**SOURCE MATERIAL**
::::::::

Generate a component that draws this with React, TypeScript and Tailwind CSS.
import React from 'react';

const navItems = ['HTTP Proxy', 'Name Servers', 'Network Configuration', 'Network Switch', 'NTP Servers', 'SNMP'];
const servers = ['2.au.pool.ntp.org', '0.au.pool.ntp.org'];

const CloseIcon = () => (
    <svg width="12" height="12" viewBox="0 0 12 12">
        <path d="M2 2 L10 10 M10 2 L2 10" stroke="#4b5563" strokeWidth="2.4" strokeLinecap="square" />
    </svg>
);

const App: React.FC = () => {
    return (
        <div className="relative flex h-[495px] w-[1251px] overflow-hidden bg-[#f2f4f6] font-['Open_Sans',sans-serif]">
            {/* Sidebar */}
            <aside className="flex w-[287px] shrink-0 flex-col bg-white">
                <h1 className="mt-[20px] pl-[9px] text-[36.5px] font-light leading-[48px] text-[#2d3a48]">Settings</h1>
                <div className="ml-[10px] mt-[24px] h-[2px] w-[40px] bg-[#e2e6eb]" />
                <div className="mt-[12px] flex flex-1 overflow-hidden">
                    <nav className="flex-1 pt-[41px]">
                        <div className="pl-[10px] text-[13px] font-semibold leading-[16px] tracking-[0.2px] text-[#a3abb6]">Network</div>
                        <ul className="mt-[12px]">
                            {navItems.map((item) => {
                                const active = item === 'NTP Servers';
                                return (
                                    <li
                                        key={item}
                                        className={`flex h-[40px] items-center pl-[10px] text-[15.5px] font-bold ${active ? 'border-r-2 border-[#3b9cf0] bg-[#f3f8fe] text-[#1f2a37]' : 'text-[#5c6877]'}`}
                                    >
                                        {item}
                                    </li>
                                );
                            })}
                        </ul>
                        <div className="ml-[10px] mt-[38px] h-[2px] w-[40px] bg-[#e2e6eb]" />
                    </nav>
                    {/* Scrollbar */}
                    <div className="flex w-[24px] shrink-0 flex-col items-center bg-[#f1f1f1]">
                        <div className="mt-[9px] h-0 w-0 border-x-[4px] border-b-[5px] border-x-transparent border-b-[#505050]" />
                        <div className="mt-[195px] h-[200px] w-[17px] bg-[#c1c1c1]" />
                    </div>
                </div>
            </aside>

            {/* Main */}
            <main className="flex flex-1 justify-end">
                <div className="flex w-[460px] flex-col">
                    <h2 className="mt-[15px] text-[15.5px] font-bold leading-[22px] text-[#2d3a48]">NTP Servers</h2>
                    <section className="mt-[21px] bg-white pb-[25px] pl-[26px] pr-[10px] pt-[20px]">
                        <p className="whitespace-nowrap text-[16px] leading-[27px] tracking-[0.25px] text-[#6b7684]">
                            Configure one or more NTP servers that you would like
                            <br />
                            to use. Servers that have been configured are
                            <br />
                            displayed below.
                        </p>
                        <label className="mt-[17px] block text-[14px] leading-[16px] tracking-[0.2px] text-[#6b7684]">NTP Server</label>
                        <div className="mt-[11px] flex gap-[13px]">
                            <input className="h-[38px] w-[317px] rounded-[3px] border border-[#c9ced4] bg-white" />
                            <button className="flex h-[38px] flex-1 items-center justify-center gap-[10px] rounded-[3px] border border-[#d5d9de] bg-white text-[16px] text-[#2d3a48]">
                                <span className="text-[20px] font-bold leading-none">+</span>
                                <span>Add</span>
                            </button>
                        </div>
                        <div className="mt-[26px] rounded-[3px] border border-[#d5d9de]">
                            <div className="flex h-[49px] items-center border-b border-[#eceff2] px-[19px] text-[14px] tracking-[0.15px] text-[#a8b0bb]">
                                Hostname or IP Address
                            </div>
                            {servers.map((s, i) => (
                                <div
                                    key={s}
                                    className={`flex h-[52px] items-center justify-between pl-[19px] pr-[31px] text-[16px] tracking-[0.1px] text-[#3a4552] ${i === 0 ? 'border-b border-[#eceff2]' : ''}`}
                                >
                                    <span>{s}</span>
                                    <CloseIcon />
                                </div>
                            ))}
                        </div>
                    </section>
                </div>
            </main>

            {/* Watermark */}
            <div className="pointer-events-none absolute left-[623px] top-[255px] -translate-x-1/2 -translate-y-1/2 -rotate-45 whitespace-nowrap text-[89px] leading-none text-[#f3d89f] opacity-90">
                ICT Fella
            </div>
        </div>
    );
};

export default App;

::::::::

**THE REQUEST**
Reproduce the material above, every line of it, exactly.

**RESULT FOR THIS TASK**
Generate a component that draws this with React, TypeScript and Tailwind CSS.
import React from 'react';

const navItems = ['HTTP Proxy', 'Name Servers', 'Network Configuration', 'Network Switch', 'NTP Servers', 'SNMP'];
const servers = ['2.au.pool.ntp.org', '0.au.pool.ntp.org'];

const CloseIcon = () => (
    <svg width="12" height="12" viewBox="0 0 12 12">
        <path d="M2 2 L10 10 M10 2 L2 10" stroke="#4b5563" strokeWidth="2.4" strokeLinecap="square" />
    </svg>
);

const App: React.FC = () => {
    return (
        <div className="relative flex h-[495px] w-[1251px] overflow-hidden bg-[#f2f4f6] font-['Open_Sans',sans-serif]">
            {/* Sidebar */}
            <aside className="flex w-[287px] shrink-0 flex-col bg-white">
                <h1 className="mt-[20px] pl-[9px] text-[36.5px] font-light leading-[48px] text-[#2d3a48]">Settings</h1>
                <div className="ml-[10px] mt-[24px] h-[2px] w-[40px] bg-[#e2e6eb]" />
                <div className="mt-[12px] flex flex-1 overflow-hidden">
                    <nav className="flex-1 pt-[41px]">
                        <div className="pl-[10px] text-[13px] font-semibold leading-[16px] tracking-[0.2px] text-[#a3abb6]">Network</div>
                        <ul className="mt-[12px]">
                            {navItems.map((item) => {
                                const active = item === 'NTP Servers';
                                return (
                                    <li
                                        key={item}
                                        className={`flex h-[40px] items-center pl-[10px] text-[15.5px] font-bold ${active ? 'border-r-2 border-[#3b9cf0] bg-[#f3f8fe] text-[#1f2a37]' : 'text-[#5c6877]'}`}
                                    >
                                        {item}
                                    </li>
                                );
                            })}
                        </ul>
                        <div className="ml-[10px] mt-[38px] h-[2px] w-[40px] bg-[#e2e6eb]" />
                    </nav>
                    {/* Scrollbar */}
                    <div className="flex w-[24px] shrink-0 flex-col items-center bg-[#f1f1f1]">
                        <div className="mt-[9px] h-0 w-0 border-x-[4px] border-b-[5px] border-x-transparent border-b-[#505050]" />
                        <div className="mt-[195px] h-[200px] w-[17px] bg-[#c1c1c1]" />
                    </div>
                </div>
            </aside>

            {/* Main */}
            <main className="flex flex-1 justify-end">
                <div className="flex w-[460px] flex-col">
                    <h2 className="mt-[15px] text-[15.5px] font-bold leading-[22px] text-[#2d3a48]">NTP Servers</h2>
                    <section className="mt-[21px] bg-white pb-[25px] pl-[26px] pr-[10px] pt-[20px]">
                        <p className="whitespace-nowrap text-[16px] leading-[27px] tracking-[0.25px] text-[#6b7684]">
                            Configure one or more NTP servers that you would like
                            <br />
                            to use. Servers that have been configured are
                            <br />
                            displayed below.
                        </p>
                        <label className="mt-[17px] block text-[14px] leading-[16px] tracking-[0.2px] text-[#6b7684]">NTP Server</label>
                        <div className="mt-[11px] flex gap-[13px]">
                            <input className="h-[38px] w-[317px] rounded-[3px] border border-[#c9ced4] bg-white" />
                            <button className="flex h-[38px] flex-1 items-center justify-center gap-[10px] rounded-[3px] border border-[#d5d9de] bg-white text-[16px] text-[#2d3a48]">
                                <span className="text-[20px] font-bold leading-none">+</span>
                                <span>Add</span>
                            </button>
                        </div>
                        <div className="mt-[26px] rounded-[3px] border border-[#d5d9de]">
                            <div className="flex h-[49px] items-center border-b border-[#eceff2] px-[19px] text-[14px] tracking-[0.15px] text-[#a8b0bb]">
                                Hostname or IP Address
                            </div>
                            {servers.map((s, i) => (
                                <div
                                    key={s}
                                    className={`flex h-[52px] items-center justify-between pl-[19px] pr-[31px] text-[16px] tracking-[0.1px] text-[#3a4552] ${i === 0 ? 'border-b border-[#eceff2]' : ''}`}
                                >
                                    <span>{s}</span>
                                    <CloseIcon />
                                </div>
                            ))}
                        </div>
                    </section>
                </div>
            </main>

            {/* Watermark */}
            <div className="pointer-events-none absolute left-[623px] top-[255px] -translate-x-1/2 -translate-y-1/2 -rotate-45 whitespace-nowrap text-[89px] leading-none text-[#f3d89f] opacity-90">
                ICT Fella
            </div>
        </div>
    );
};

export default App;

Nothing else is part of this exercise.